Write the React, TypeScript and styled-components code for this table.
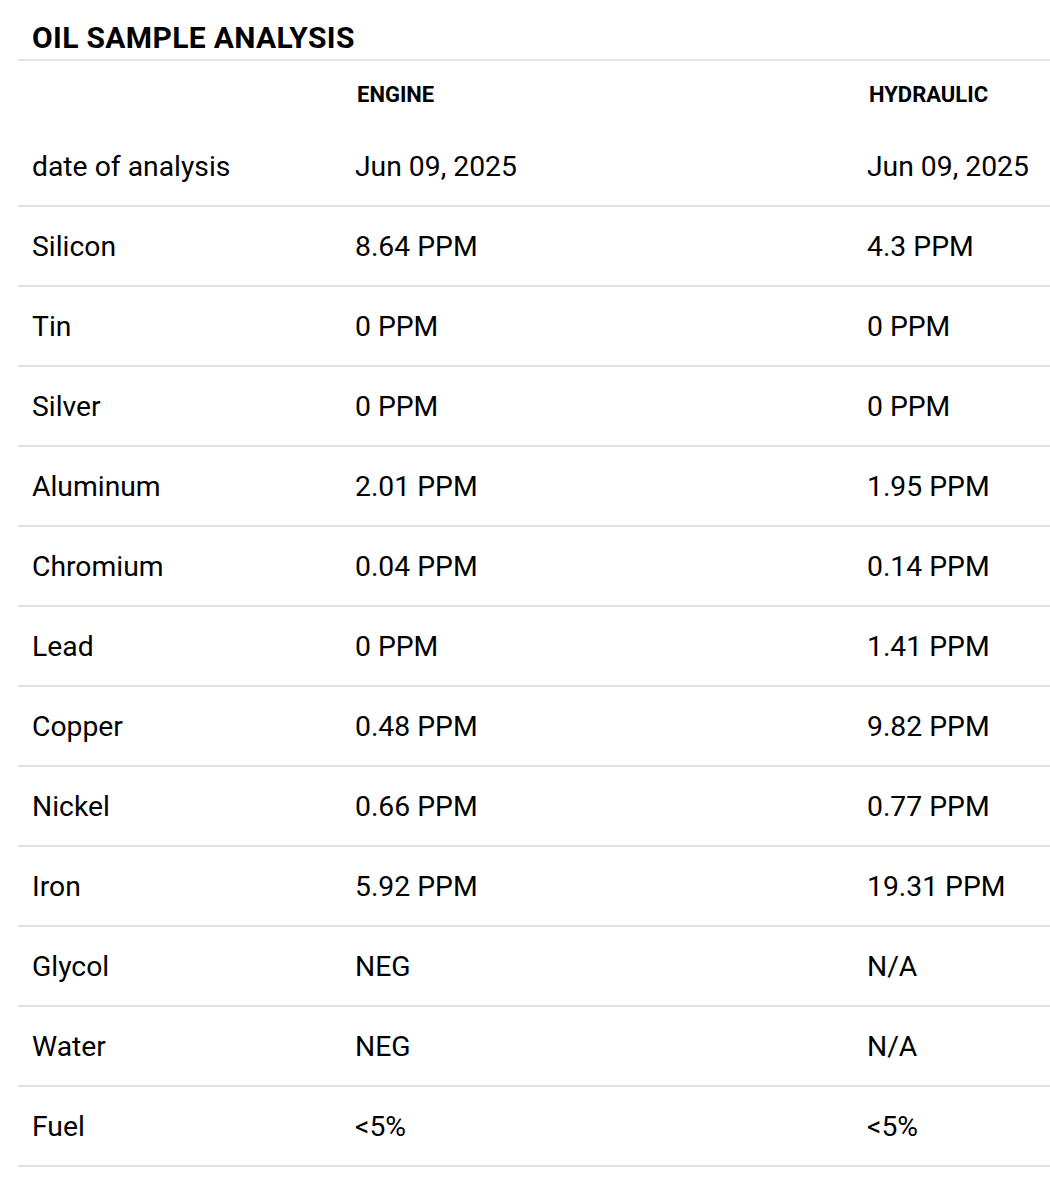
import React from 'react';
import styled, { createGlobalStyle } from 'styled-components';

interface AnalysisRow {
  label: string;
  engine: string;
  hydraulic: string;
}

const rows: AnalysisRow[] = [
  { label: 'date of analysis', engine: 'Jun 09, 2025', hydraulic: 'Jun 09, 2025' },
  { label: 'Silicon', engine: '8.64 PPM', hydraulic: '4.3 PPM' },
  { label: 'Tin', engine: '0 PPM', hydraulic: '0 PPM' },
  { label: 'Silver', engine: '0 PPM', hydraulic: '0 PPM' },
  { label: 'Aluminum', engine: '2.01 PPM', hydraulic: '1.95 PPM' },
  { label: 'Chromium', engine: '0.04 PPM', hydraulic: '0.14 PPM' },
  { label: 'Lead', engine: '0 PPM', hydraulic: '1.41 PPM' },
  { label: 'Copper', engine: '0.48 PPM', hydraulic: '9.82 PPM' },
  { label: 'Nickel', engine: '0.66 PPM', hydraulic: '0.77 PPM' },
  { label: 'Iron', engine: '5.92 PPM', hydraulic: '19.31 PPM' },
  { label: 'Glycol', engine: 'NEG', hydraulic: 'N/A' },
  { label: 'Water', engine: 'NEG', hydraulic: 'N/A' },
  { label: 'Fuel', engine: '<5%', hydraulic: '<5%' },
];

const GlobalStyle = createGlobalStyle`
  body {
    margin: 0;
    background: #ffffff;
    font-family: Roboto, "Liberation Sans", sans-serif;
    color: #000000;
  }
`;

const Section = styled.section`
  padding-left: 18px;
  width: 1032px;
`;

const Title = styled.h2`
  margin: 0;
  padding: 21px 0 4px 14px;
  font-size: 30px;
  line-height: 34px;
  font-weight: 700;
  letter-spacing: 0.35px;
  border-bottom: 2px solid #e3e3e3;
`;

const Table = styled.table`
  width: 100%;
  border-collapse: collapse;
  table-layout: fixed;
`;

const HeadCell = styled.th`
  height: 66px;
  padding: 0 0 0 16px;
  text-align: left;
  font-size: 22px;
  font-weight: 700;
  vertical-align: middle;
`;

const Row = styled.tr`
  border-bottom: 2px solid #e3e3e3;
`;

const Cell = styled.td`
  height: 78px;
  padding: 0 0 0 14px;
  font-size: 28.3px;
  font-weight: 400;
  white-space: nowrap;
  vertical-align: middle;
`;

export default function App() {
  return (
    <>
      <GlobalStyle />
      <Section>
        <Title>OIL SAMPLE ANALYSIS</Title>
        <Table>
          <colgroup>
            <col style={{ width: 323 }} />
            <col style={{ width: 512 }} />
            <col />
          </colgroup>
          <thead>
            <tr>
              <HeadCell />
              <HeadCell>ENGINE</HeadCell>
              <HeadCell>HYDRAULIC</HeadCell>
            </tr>
          </thead>
          <tbody>
            {rows.map((r) => (
              <Row key={r.label}>
                <Cell>{r.label}</Cell>
                <Cell>{r.engine}</Cell>
                <Cell>{r.hydraulic}</Cell>
              </Row>
            ))}
          </tbody>
        </Table>
      </Section>
    </>
  );
}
- - -
### WORK TO DO
Extract all lines from the data in which "components" is found.

### RESPONSE TO THE EXERCISE
Write the React, TypeScript and styled-components code for this table.
import styled, { createGlobalStyle } from 'styled-components';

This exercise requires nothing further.